ANALYSIS — Former President Donald Trump on Tuesday called for a “new American industrialism,” promising foreign companies low taxes if they bring production to the U.S. — but threatening them with harsh tariffs if they do not.
Hours after President Joe Biden used his final United Nations General Assembly address as America’s commander in chief to urge cooperation among allies, the Republican nominee made no distinction between Washington’s friends and foes. All would be punished, should Trump win another term and their companies opt against adhering to his demands.
“Under my leadership we’re going to take other countries’ jobs,” Trump said during a midday speech in Georgia. “We’re going to take their factories, and we really had it rocking four years ago.”
“This horrific nightmare for American workers ends the day I take office,” he said in the swing state to chants of his last name and some hooting and hollering. “It’s so easy. China has used it for years. … The centerpiece of my plan is a manufacturing renaissance. It’s called a 15 percent tax rate for made in America.”
While Vice President Kamala Harris, the Democratic presidential nominee, has made up ground on Trump in many national and battleground-state polls, the former president continues to get higher marks on handling the economy. For instance, Trump had a 9 percentage point lead (50 percent to 41 percent) over the vice president on handling the economy, according to a recent NBC News survey. Sixty-five percent of respondents to the same survey said the U.S. is on the wrong track.

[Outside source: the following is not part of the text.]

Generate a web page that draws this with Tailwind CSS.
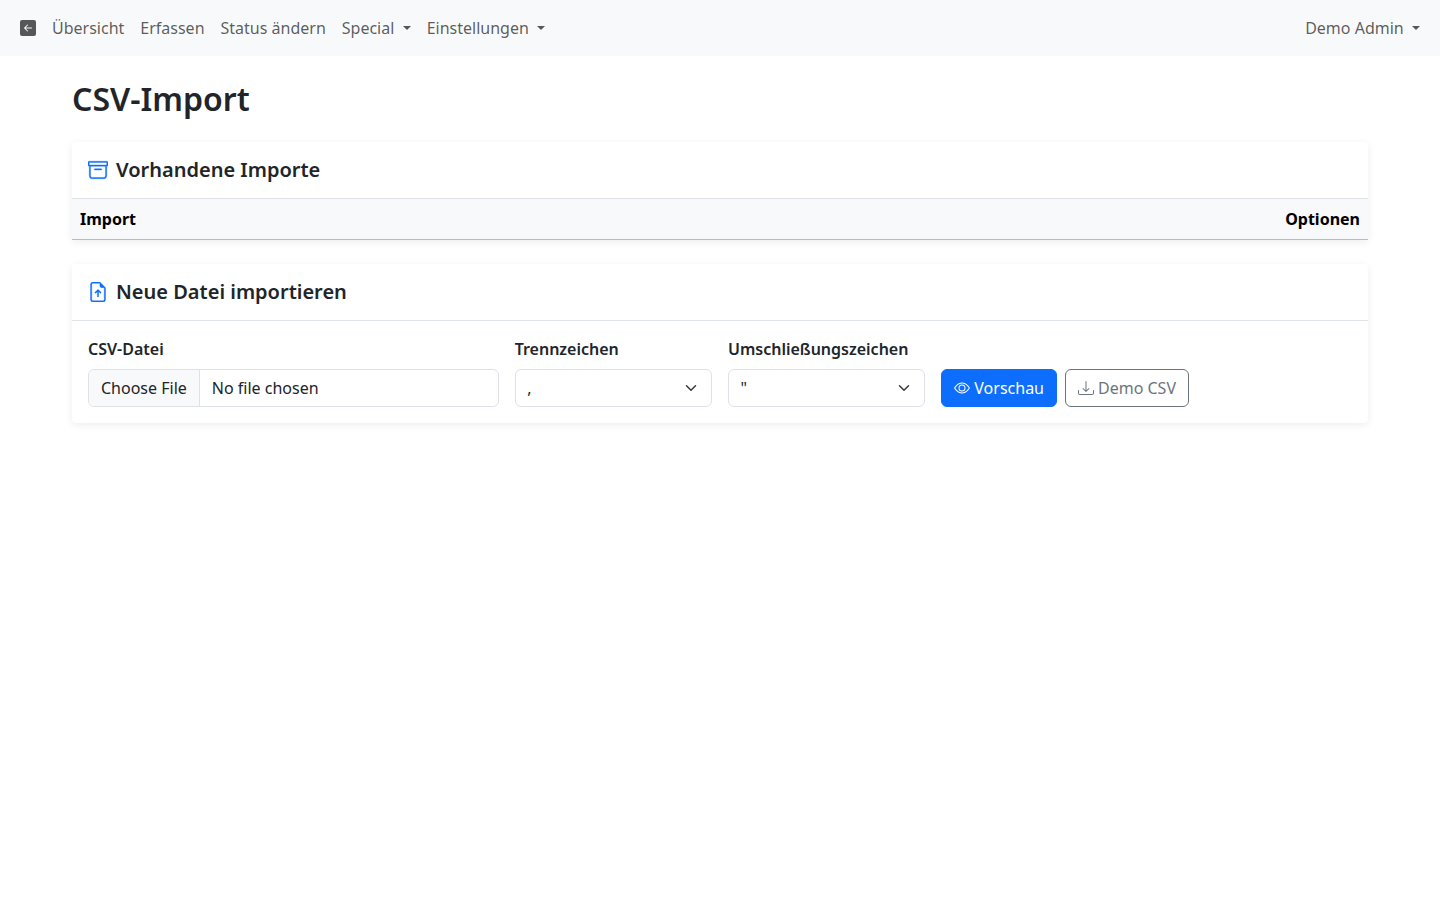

As the general campaign has turned to the homestretch, Trump has laid out a number of populist economic proposals — though he has been vague on how he would implement, pay for or work with Congress on them. He continued that on Tuesday; here are three takeaways.
‘It all goes away’
Trump continued making bold promises without explaining how he intends to achieve them, including pushing them through what analysts have projected will likely be razor-thin majorities in both chambers of Congress.

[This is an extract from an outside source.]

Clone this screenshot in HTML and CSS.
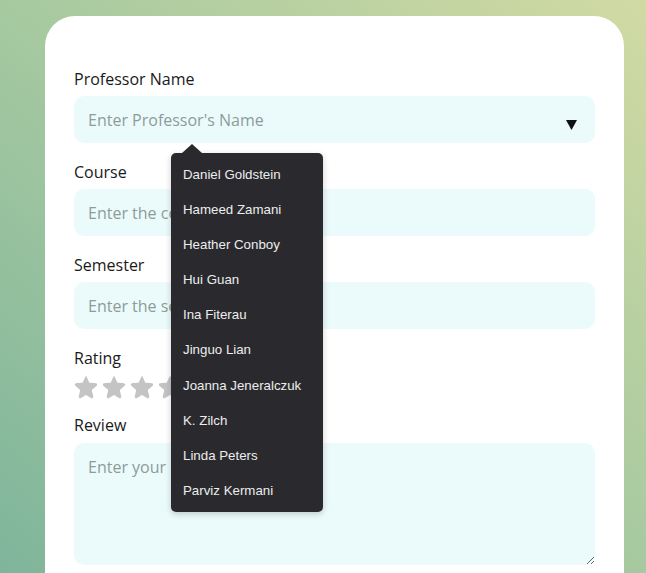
FILE: index.html
```html
<!DOCTYPE html>
<html lang="en">
<head>
<meta charset="utf-8">
<title>Review</title>
<link rel="stylesheet" href="styles.css">
</head>
<body>
<div class="card">
  <form class="form">
    <label class="label">Professor Name</label>
    <div class="select-wrap">
      <input class="input" type="text" placeholder="Enter Professor's Name">
      <svg class="caret" width="11" height="10" viewBox="0 0 11 10"><polygon points="0,0 11,0 5.5,10" fill="#111"/></svg>
      <div class="menu">
        <div class="item">Daniel Goldstein</div>
        <div class="item">Hameed Zamani</div>
        <div class="item">Heather Conboy</div>
        <div class="item">Hui Guan</div>
        <div class="item">Ina Fiterau</div>
        <div class="item">Jinguo Lian</div>
        <div class="item">Joanna Jeneralczuk</div>
        <div class="item">K. Zilch</div>
        <div class="item">Linda Peters</div>
        <div class="item">Parviz Kermani</div>
      </div>
    </div>

    <label class="label">Course</label>
    <input class="input" type="text" placeholder="Enter the course">

    <label class="label">Semester</label>
    <input class="input" type="text" placeholder="Enter the semester">

    <label class="label">Rating</label>
    <div class="stars">
      <svg class="star" viewBox="0 0 24 24"><path d="M12 1.8 L14.9 8.2 L21.8 8.8 C22.6 8.9 22.9 9.8 22.3 10.3 L17.1 14.8 L18.7 21.6 C18.9 22.4 18 23 17.3 22.6 L12 19.2 L6.7 22.6 C6 23 5.1 22.4 5.3 21.6 L6.9 14.8 L1.7 10.3 C1.1 9.8 1.4 8.9 2.2 8.8 L9.1 8.2 Z" fill="#c4c4c4" stroke="#c4c4c4" stroke-width="1.2" stroke-linejoin="round"/></svg>
      <svg class="star" viewBox="0 0 24 24"><path d="M12 1.8 L14.9 8.2 L21.8 8.8 C22.6 8.9 22.9 9.8 22.3 10.3 L17.1 14.8 L18.7 21.6 C18.9 22.4 18 23 17.3 22.6 L12 19.2 L6.7 22.6 C6 23 5.1 22.4 5.3 21.6 L6.9 14.8 L1.7 10.3 C1.1 9.8 1.4 8.9 2.2 8.8 L9.1 8.2 Z" fill="#c4c4c4" stroke="#c4c4c4" stroke-width="1.2" stroke-linejoin="round"/></svg>
      <svg class="star" viewBox="0 0 24 24"><path d="M12 1.8 L14.9 8.2 L21.8 8.8 C22.6 8.9 22.9 9.8 22.3 10.3 L17.1 14.8 L18.7 21.6 C18.9 22.4 18 23 17.3 22.6 L12 19.2 L6.7 22.6 C6 23 5.1 22.4 5.3 21.6 L6.9 14.8 L1.7 10.3 C1.1 9.8 1.4 8.9 2.2 8.8 L9.1 8.2 Z" fill="#c4c4c4" stroke="#c4c4c4" stroke-width="1.2" stroke-linejoin="round"/></svg>
      <svg class="star" viewBox="0 0 24 24"><path d="M12 1.8 L14.9 8.2 L21.8 8.8 C22.6 8.9 22.9 9.8 22.3 10.3 L17.1 14.8 L18.7 21.6 C18.9 22.4 18 23 17.3 22.6 L12 19.2 L6.7 22.6 C6 23 5.1 22.4 5.3 21.6 L6.9 14.8 L1.7 10.3 C1.1 9.8 1.4 8.9 2.2 8.8 L9.1 8.2 Z" fill="#c4c4c4" stroke="#c4c4c4" stroke-width="1.2" stroke-linejoin="round"/></svg>
      <svg class="star" viewBox="0 0 24 24"><path d="M12 1.8 L14.9 8.2 L21.8 8.8 C22.6 8.9 22.9 9.8 22.3 10.3 L17.1 14.8 L18.7 21.6 C18.9 22.4 18 23 17.3 22.6 L12 19.2 L6.7 22.6 C6 23 5.1 22.4 5.3 21.6 L6.9 14.8 L1.7 10.3 C1.1 9.8 1.4 8.9 2.2 8.8 L9.1 8.2 Z" fill="#c4c4c4" stroke="#c4c4c4" stroke-width="1.2" stroke-linejoin="round"/></svg>
    </div>

    <label class="label label-review">Review</label>
    <textarea class="textarea" placeholder="Enter your review"></textarea>
  </form>
</div>
</body>
</html>
```
FILE: styles.css
```css
html, body {
  margin: 0;
  padding: 0;
  height: 100%;
}
body {
  background: linear-gradient(to top right, #7fb59b 0%, #a6c9a0 50%, #d1daa3 100%);
  font-family: "Open Sans", "Noto Sans", sans-serif;
  overflow: hidden;
}
.card {
  margin: 16px 22px 0 45px;
  width: 579px;
  height: 700px;
  background: #fff;
  border-radius: 30px;
  box-sizing: border-box;
  padding: 51px 29px 0 29px;
}
.form {
  display: flex;
  flex-direction: column;
}
.label {
  font-size: 16px;
  line-height: 24px;
  color: #1a1a1a;
  margin-bottom: 5px;
}
.select-wrap {
  position: relative;
  margin-bottom: 17px;
}
.select-wrap .input {
  margin-bottom: 0;
}
.input {
  display: block;
  width: 100%;
  height: 47px;
  box-sizing: border-box;
  border: none;
  outline: none;
  border-radius: 10px;
  background: #ebfbfb;
  padding: 0 14px;
  font-family: "Open Sans", "Noto Sans", sans-serif;
  font-size: 16px;
  color: #333;
  margin-bottom: 17px;
}
.input::placeholder, .textarea::placeholder {
  color: #8d9b9a;
}
.caret {
  position: absolute;
  right: 18px;
  top: 24px;
}
.menu {
  position: absolute;
  left: 97px;
  top: calc(100% + 10px);
  width: 152px;
  box-sizing: border-box;
  padding: 3.5px 0;
  background: #2a2a2e;
  border-radius: 5px;
  box-shadow: 0 2px 6px rgba(0,0,0,0.2);
  z-index: 5;
}
.menu::before {
  content: "";
  position: absolute;
  left: 11px;
  top: -9px;
  border-left: 10px solid transparent;
  border-right: 10px solid transparent;
  border-bottom: 9px solid #2a2a2e;
}
.item {
  height: 35.2px;
  line-height: 35.2px;
  padding-left: 12px;
  font-family: "Liberation Sans", Arial, sans-serif;
  font-size: 13.3px;
  color: #ededed;
  white-space: nowrap;
}
.stars {
  display: flex;
  gap: 4px;
  height: 28px;
  align-items: center;
  margin-top: -2px;
  margin-bottom: 12px;
}
.star {
  width: 24px;
  height: 24px;
  display: block;
}
.label-review {
  margin-bottom: 6px;
}
.textarea {
  display: block;
  width: 100%;
  height: 122px;
  box-sizing: border-box;
  border: none;
  outline: none;
  border-radius: 10px;
  background: #ebfbfb;
  padding: 12px 14px;
  font-family: "Open Sans", "Noto Sans", sans-serif;
  font-size: 16px;
  line-height: 24px;
  color: #333;
  resize: vertical;
}
```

For instance, he spoke in front of a background that included these words: “15 percent tax,” a reference to the tax rate he wants to set for businesses and major corporations.
“We will give you the lowest taxes, the lowest energy costs, the lowest regulatory burden and free access to the biggest market in the world,” he said to cheers. “But it all goes away if you won’t make your product here.”
In a shot across the bow of allies and foes alike, Trump said countries whose companies continue to make goods abroad would, if he is elected, “pay a very substantial tariff” that would allow his administration to “take in hundreds of millions of dollars into the U.S. Treasury.”
It was a new version of his previous call to install sweeping tariffs on imported goods, which Democrats and some economists have warned would be passed to U.S. consumers.
Trump also has called for the elimination of taxes on tips, which Harris also did shortly after, and the establishment of a U.S. sovereign wealth fund — though he has not made clear how he would acquire those monies, nor how it would be managed. He also has floated capping interest payments on credit card debt at 10 percent, though experts have warned that access to new lines of credit likely would become scant.
Even before Trump spoke, the Harris campaign criticized his economic record as president.
“And the facts are clear: When he was president, Trump incentivized companies to ship American jobs to China, and Trump’s second term agenda promises to crush thousands of American manufacturing jobs, send even more jobs to China, and cost middle class families $4,000 a year through his ‘Trump tax,’” the campaign said in a statement.
‘You’ll have to sell it’
The speech also featured parts that reflected Trump’s bleak vision of the country, especially when Democrats control the White House.
He has spent the last three-and-a-half years calling Biden and Harris “incompetent” and “clowns,” describing an economic and cultural hellscape that he contends wiped out the great country that he had built.
The GOP nominee again warned Tuesday of a “1929-style [economic] depression,” if Harris becomes president, adding: “This woman is grossly incompetent.”
In a new attack line, Trump said Harris is on the one hand urging companies to move their factories here — but on the other proposing to slap high taxes on them. The same would be true for American business owners and corporations, he claimed.
“If it’s successful, you’ll have to sell it. Bad things happen. … Kamala is shutting down power plants nationwide,” he said, warning that “businesses will flee our country … if they can’t get energy.”
Trump’s comment again embellished the power of the Office of the Vice President, which has few actual powers granted by the Constitution and says nothing about veeps closing power plants on their own.
‘Leading by quite a bit’
The former president also appeared to overstate his polling advantage in the Peach State, which Biden won — in a surprise — in 2020 by just under 12,000 votes.
A RealClearPolitics-calculated average of multiple polls in Georgia that was updated Tuesday showed Trump leading there by 2.1 percentage points. Some political prognosticators, like Inside Elections with Nathan L. Gonzales, list the state in the “Toss-up” column.
“We are doing very well in Georgia,” he said, contending “we are leading by quite a bit.”
The Cook Political Report in early August moved Georgia in Harris’ direction, with editor-in-chief Amy Walter writing in a post that “for the first time in a long time, Democrats are united and energized, while Republicans are on their heels. … In other words, the presidential contest has moved from one that was Trump’s to lose to a much more competitive contest,” she continued.